When dealing with biking, this blog tends to focus on the bliss, not the bumps and grinds. Honestly, that's the way I experience it. But it may not ring true to people worried about sweat and car doors and pot holes and flats, who'd ride if only things were a bit more perfect, or the trip shorter, or all the cars on another planet.
So, yes, there are dangerous stretches, inattentive drivers, chains that fall off, an occasional loose dog. But mostly, it's the pavement.
Here's a "bike lane" I often pick up on one route home. The photo may explain why some cyclists are out there in the traffic instead of hugging the right edge of the street.
Heading the other way, in my only direct route toward the city, I pass this spot nearly every day.
I know the hole in the pavement is there, but imagine the unwary rider, post rain, pressed toward the puddle by four whizzing lanes of traffic.
Better to get a little wet than clipped by a mirror, right?
Most of the time, though, you can look around. You can experience your city fresh, smell the bagels, feel the subtle changes in temperature when you ride through a depression, pick up a lost toy or an odd bit of metal, hear cardinals in the bushes or watch a mother cat weave through a flower garden with her kitten held by the scruff. Stop to try that little cafe or follow a different street that also goes where you're going.
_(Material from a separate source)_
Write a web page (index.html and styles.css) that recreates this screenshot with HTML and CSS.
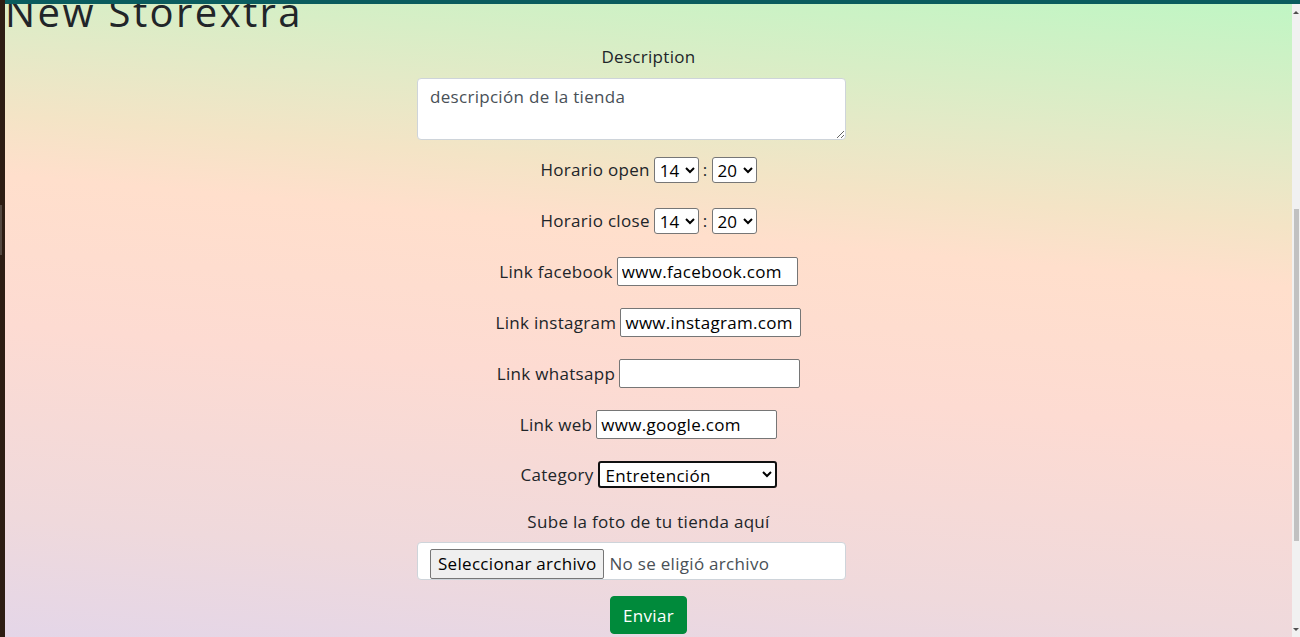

I remember this from my running days: Proselytizers are tiresome. Fanatics should be herded together where they can entertain each other and leave the rest of us alone.
I don't really care what you do.
As long as it works for you, drive, walk, take the bus, try out a jet pack, hail a cab. Haul the kids in the minivan. Stay home and telecommute. Hitch hike. Swing from tree to tree. Save gas and reduce emissions if you can, but don't renounce the car out of sainthood or just to save the polar bears.
There's a world outside the capsule, though. Your world.